What this task involves
Quote the listing below in full and exactly as written, but omit every picture.
-=-=-=-=-
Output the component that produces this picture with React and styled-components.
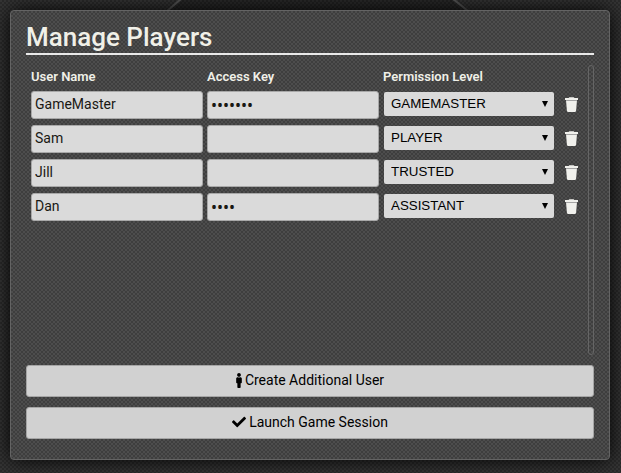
import React from "react";
import styled, { createGlobalStyle } from "styled-components";

const GlobalStyle = createGlobalStyle`
  *, *::before, *::after { box-sizing: border-box; }
  body {
    margin: 0;
    background: #323232;
    color: #f0f0e8;
    font-family: Roboto, "Noto Sans", sans-serif;
    font-size: 14px;
  }
`;

const weave = `repeating-conic-gradient(rgba(0, 0, 0, 0.17) 0% 25%, rgba(255, 255, 255, 0.01) 0% 50%) 0 0 / 4px 4px`;

const Page = styled.main`
  position: relative;
  display: flex;
  min-height: 100vh;
  padding: 10px 11px 13px 10px;
  background: ${weave}, #333;
`;

const Backdrop = styled.svg`
  position: absolute;
  top: 0;
  left: 50%;
  width: 314px;
  height: 12px;
  transform: translateX(-50%);
`;

const Dialog = styled.section`
  position: relative;
  display: flex;
  flex: 1;
  flex-direction: column;
  gap: 10px;
  padding: 10px 15px 20px;
  border: 1px solid #646464;
  border-radius: 4px;
  background: ${weave}, #4b4b4b;
  box-shadow: 0 0 20px #000;
`;

const Title = styled.h1`
  margin: 0;
  border-bottom: 2px solid #e8e8e8;
  font-size: 26px;
  font-weight: 500;
  line-height: 32px;
`;

const ListArea = styled.div`
  display: flex;
  flex: 1;
  align-items: stretch;
  gap: 5px;
  padding-left: 5px;
`;

const TableWrap = styled.div`
  flex: 1;
`;

const ScrollTrack = styled.div`
  width: 6px;
  border: 1px solid #656565;
  border-radius: 3px;
`;

const PlayerTable = styled.table`
  width: 100%;
  border-collapse: collapse;
  table-layout: fixed;
`;

const HeadCell = styled.th`
  width: ${(p) => (p.$narrow ? "24px" : "auto")};
  height: 23px;
  padding: 0;
  font-size: 13px;
  font-weight: 600;
  line-height: 22px;
  text-align: left;
`;

const Cell = styled.td`
  height: 34px;
  padding: ${(p) => (p.$select ? "0 5px 0 1px" : "0 4px 0 0")};
  vertical-align: middle;
`;

const TextField = styled.input`
  display: block;
  width: 100%;
  height: 28px;
  padding: 0 3px 2px;
  border: 1px solid #a8a8a8;
  border-radius: 3px;
  background: #dadada;
  color: #191813;
  font: inherit;
`;

const KeyField = styled(TextField)`
  padding: 0 3px;
  font-family: "Noto Sans", sans-serif;
  font-size: 16px;
`;

const SelectBox = styled.div`
  position: relative;
  display: flex;
  margin-bottom: 2px;
`;

const Select = styled.select`
  width: 100%;
  height: 24px;
  padding: 0 20px 2px 7px;
  border: 0;
  border-radius: 2px;
  appearance: none;
  background: #dadada;
  color: #000;
  font-family: "Liberation Sans", Arial, sans-serif;
`;

const Arrow = styled.svg`
  position: absolute;
  top: 9px;
  right: 6px;
  width: 6px;
  height: 6px;
  pointer-events: none;
`;

const IconButton = styled.button`
  display: flex;
  margin: 0 0 2px 6px;
  padding: 0;
  border: 0;
  background: none;
  color: #f0f0ec;
  cursor: pointer;
`;

const ActionButton = styled.button`
  display: flex;
  align-items: center;
  justify-content: center;
  gap: 3px;
  height: 32px;
  padding: 0 0 2px;
  border: 1px solid #a5a5a5;
  border-radius: 3px;
  background: #d1d1d1;
  color: #000;
  font: inherit;
  cursor: pointer;
`;

const TrashIcon = () => (
  <svg width="13" height="15" viewBox="0 0 13 15" aria-hidden="true">
    <path fill="currentColor" d="M4.3.2h4.400l.7.8h3.200c.3 0 .4.200.4.400V3H0V1.400C0 1.200.1 1 .4 1h3.200zM1 3h11l-.9 10.800c0 .7-.5 1.200-1.200 1.200H3.100c-.7 0-1.200-.5-1.200-1.200z" />
    <path fill="#a4a4a4" d="M1 3h11v1H1z" />
  </svg>
);

const PersonIcon = () => (
  <svg width="6" height="15" viewBox="0 0 192 512" aria-hidden="true">
    <path d="M96 0c35.346 0 64 28.654 64 64s-28.654 64-64 64-64-28.654-64-64S60.654 0 96 0m48 144h-11.360c-22.711 10.443-49.590 10.894-73.280 0H48c-26.510 0-48 21.490-48 48v136c0 13.255 10.745 24 24 24h16v136c0 13.255 10.745 24 24 24h64c13.255 0 24-10.745 24-24V352h16c13.255 0 24-10.745 24-24V192c0-26.510-21.490-48-48-48z" />
  </svg>
);

const CheckIcon = () => (
  <svg width="14" height="14" viewBox="0 0 512 512" aria-hidden="true">
    <path d="M173.898 439.404l-166.400-166.400c-9.997-9.997-9.997-26.206 0-36.204l36.203-36.204c9.997-9.998 26.207-9.998 36.204 0L192 312.690 432.095 72.596c9.997-9.997 26.207-9.997 36.204 0l36.203 36.204c9.997 9.997 9.997 26.206 0 36.204l-294.400 294.401c-9.998 9.997-26.207 9.997-36.204-.001z" />
  </svg>
);

const roles = ["PLAYER", "TRUSTED", "ASSISTANT", "GAMEMASTER"];

const players = [
  { name: "GameMaster", key: "•••••••", role: "GAMEMASTER" },
  { name: "Sam", key: "", role: "PLAYER" },
  { name: "Jill", key: "", role: "TRUSTED" },
  { name: "Dan", key: "••••", role: "ASSISTANT" },
];

function PlayerRow({ player }) {
  return (
    <tr>
      <Cell>
        <TextField aria-labelledby="col-name" defaultValue={player.name} />
      </Cell>
      <Cell>
        <KeyField type="password" aria-labelledby="col-key" defaultValue={player.key} />
      </Cell>
      <Cell $select>
        <SelectBox>
          <Select aria-labelledby="col-role" defaultValue={player.role}>
            {roles.map((role) => (
              <option key={role}>{role}</option>
            ))}
          </Select>
          <Arrow viewBox="0 0 7 7" aria-hidden="true">
            <path d="M0 0h7L3.500 7z" />
          </Arrow>
        </SelectBox>
      </Cell>
      <Cell>
        <IconButton type="button" aria-label={`Delete ${player.name}`}>
          <TrashIcon />
        </IconButton>
      </Cell>
    </tr>
  );
}

export default function App() {
  return (
    <>
      <GlobalStyle />
      <Page>
        <Backdrop viewBox="0 0 314 12" aria-hidden="true">
          <path d="M27 0h272l14 12H13z" fill="#000" fillOpacity=".2" />
          <path d="M27 -1L12 12M299 -1l15 12" stroke="#555" strokeWidth="2" />
        </Backdrop>
        <Dialog aria-labelledby="title">
          <Title id="title">Manage Players</Title>
          <ListArea>
            <TableWrap>
              <PlayerTable>
                <thead>
                  <tr>
                    <HeadCell id="col-name">User Name</HeadCell>
                    <HeadCell id="col-key">Access Key</HeadCell>
                    <HeadCell id="col-role">Permission Level</HeadCell>
                    <HeadCell $narrow aria-label="Delete" />
                  </tr>
                </thead>
                <tbody>
                  {players.map((player) => (
                    <PlayerRow key={player.name} player={player} />
                  ))}
                </tbody>
              </PlayerTable>
            </TableWrap>
            <ScrollTrack />
          </ListArea>
          <ActionButton type="button">
            <PersonIcon />
            Create Additional User
          </ActionButton>
          <ActionButton type="button">
            <CheckIcon />
            Launch Game Session
          </ActionButton>
        </Dialog>
      </Page>
    </>
  );
}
-=-=-=-=-
The result
Output the component that produces this picture with React and styled-components.
import React from "react";
import styled, { createGlobalStyle } from "styled-components";

const GlobalStyle = createGlobalStyle`
  *, *::before, *::after { box-sizing: border-box; }
  body {
    margin: 0;
    background: #323232;
    color: #f0f0e8;
    font-family: Roboto, "Noto Sans", sans-serif;
    font-size: 14px;
  }
`;

const weave = `repeating-conic-gradient(rgba(0, 0, 0, 0.17) 0% 25%, rgba(255, 255, 255, 0.01) 0% 50%) 0 0 / 4px 4px`;

const Page = styled.main`
  position: relative;
  display: flex;
  min-height: 100vh;
  padding: 10px 11px 13px 10px;
  background: ${weave}, #333;
`;

const Backdrop = styled.svg`
  position: absolute;
  top: 0;
  left: 50%;
  width: 314px;
  height: 12px;
  transform: translateX(-50%);
`;

const Dialog = styled.section`
  position: relative;
  display: flex;
  flex: 1;
  flex-direction: column;
  gap: 10px;
  padding: 10px 15px 20px;
  border: 1px solid #646464;
  border-radius: 4px;
  background: ${weave}, #4b4b4b;
  box-shadow: 0 0 20px #000;
`;

const Title = styled.h1`
  margin: 0;
  border-bottom: 2px solid #e8e8e8;
  font-size: 26px;
  font-weight: 500;
  line-height: 32px;
`;

const ListArea = styled.div`
  display: flex;
  flex: 1;
  align-items: stretch;
  gap: 5px;
  padding-left: 5px;
`;

const TableWrap = styled.div`
  flex: 1;
`;

const ScrollTrack = styled.div`
  width: 6px;
  border: 1px solid #656565;
  border-radius: 3px;
`;

const PlayerTable = styled.table`
  width: 100%;
  border-collapse: collapse;
  table-layout: fixed;
`;

const HeadCell = styled.th`
  width: ${(p) => (p.$narrow ? "24px" : "auto")};
  height: 23px;
  padding: 0;
  font-size: 13px;
  font-weight: 600;
  line-height: 22px;
  text-align: left;
`;

const Cell = styled.td`
  height: 34px;
  padding: ${(p) => (p.$select ? "0 5px 0 1px" : "0 4px 0 0")};
  vertical-align: middle;
`;

const TextField = styled.input`
  display: block;
  width: 100%;
  height: 28px;
  padding: 0 3px 2px;
  border: 1px solid #a8a8a8;
  border-radius: 3px;
  background: #dadada;
  color: #191813;
  font: inherit;
`;

const KeyField = styled(TextField)`
  padding: 0 3px;
  font-family: "Noto Sans", sans-serif;
  font-size: 16px;
`;

const SelectBox = styled.div`
  position: relative;
  display: flex;
  margin-bottom: 2px;
`;

const Select = styled.select`
  width: 100%;
  height: 24px;
  padding: 0 20px 2px 7px;
  border: 0;
  border-radius: 2px;
  appearance: none;
  background: #dadada;
  color: #000;
  font-family: "Liberation Sans", Arial, sans-serif;
`;

const Arrow = styled.svg`
  position: absolute;
  top: 9px;
  right: 6px;
  width: 6px;
  height: 6px;
  pointer-events: none;
`;

const IconButton = styled.button`
  display: flex;
  margin: 0 0 2px 6px;
  padding: 0;
  border: 0;
  background: none;
  color: #f0f0ec;
  cursor: pointer;
`;

const ActionButton = styled.button`
  display: flex;
  align-items: center;
  justify-content: center;
  gap: 3px;
  height: 32px;
  padding: 0 0 2px;
  border: 1px solid #a5a5a5;
  border-radius: 3px;
  background: #d1d1d1;
  color: #000;
  font: inherit;
  cursor: pointer;
`;

const TrashIcon = () => (
  <svg width="13" height="15" viewBox="0 0 13 15" aria-hidden="true">
    <path fill="currentColor" d="M4.3.2h4.400l.7.8h3.200c.3 0 .4.200.4.400V3H0V1.400C0 1.200.1 1 .4 1h3.200zM1 3h11l-.9 10.800c0 .7-.5 1.200-1.200 1.200H3.100c-.7 0-1.200-.5-1.200-1.200z" />
    <path fill="#a4a4a4" d="M1 3h11v1H1z" />
  </svg>
);

const PersonIcon = () => (
  <svg width="6" height="15" viewBox="0 0 192 512" aria-hidden="true">
    <path d="M96 0c35.346 0 64 28.654 64 64s-28.654 64-64 64-64-28.654-64-64S60.654 0 96 0m48 144h-11.360c-22.711 10.443-49.590 10.894-73.280 0H48c-26.510 0-48 21.490-48 48v136c0 13.255 10.745 24 24 24h16v136c0 13.255 10.745 24 24 24h64c13.255 0 24-10.745 24-24V352h16c13.255 0 24-10.745 24-24V192c0-26.510-21.490-48-48-48z" />
  </svg>
);

const CheckIcon = () => (
  <svg width="14" height="14" viewBox="0 0 512 512" aria-hidden="true">
    <path d="M173.898 439.404l-166.400-166.400c-9.997-9.997-9.997-26.206 0-36.204l36.203-36.204c9.997-9.998 26.207-9.998 36.204 0L192 312.690 432.095 72.596c9.997-9.997 26.207-9.997 36.204 0l36.203 36.204c9.997 9.997 9.997 26.206 0 36.204l-294.400 294.401c-9.998 9.997-26.207 9.997-36.204-.001z" />
  </svg>
);

const roles = ["PLAYER", "TRUSTED", "ASSISTANT", "GAMEMASTER"];

const players = [
  { name: "GameMaster", key: "•••••••", role: "GAMEMASTER" },
  { name: "Sam", key: "", role: "PLAYER" },
  { name: "Jill", key: "", role: "TRUSTED" },
  { name: "Dan", key: "••••", role: "ASSISTANT" },
];

function PlayerRow({ player }) {
  return (
    <tr>
      <Cell>
        <TextField aria-labelledby="col-name" defaultValue={player.name} />
      </Cell>
      <Cell>
        <KeyField type="password" aria-labelledby="col-key" defaultValue={player.key} />
      </Cell>
      <Cell $select>
        <SelectBox>
          <Select aria-labelledby="col-role" defaultValue={player.role}>
            {roles.map((role) => (
              <option key={role}>{role}</option>
            ))}
          </Select>
          <Arrow viewBox="0 0 7 7" aria-hidden="true">
            <path d="M0 0h7L3.500 7z" />
          </Arrow>
        </SelectBox>
      </Cell>
      <Cell>
        <IconButton type="button" aria-label={`Delete ${player.name}`}>
          <TrashIcon />
        </IconButton>
      </Cell>
    </tr>
  );
}

export default function App() {
  return (
    <>
      <GlobalStyle />
      <Page>
        <Backdrop viewBox="0 0 314 12" aria-hidden="true">
          <path d="M27 0h272l14 12H13z" fill="#000" fillOpacity=".2" />
          <path d="M27 -1L12 12M299 -1l15 12" stroke="#555" strokeWidth="2" />
        </Backdrop>
        <Dialog aria-labelledby="title">
          <Title id="title">Manage Players</Title>
          <ListArea>
            <TableWrap>
              <PlayerTable>
                <thead>
                  <tr>
                    <HeadCell id="col-name">User Name</HeadCell>
                    <HeadCell id="col-key">Access Key</HeadCell>
                    <HeadCell id="col-role">Permission Level</HeadCell>
                    <HeadCell $narrow aria-label="Delete" />
                  </tr>
                </thead>
                <tbody>
                  {players.map((player) => (
                    <PlayerRow key={player.name} player={player} />
                  ))}
                </tbody>
              </PlayerTable>
            </TableWrap>
            <ScrollTrack />
          </ListArea>
          <ActionButton type="button">
            <PersonIcon />
            Create Additional User
          </ActionButton>
          <ActionButton type="button">
            <CheckIcon />
            Launch Game Session
          </ActionButton>
        </Dialog>
      </Page>
    </>
  );
}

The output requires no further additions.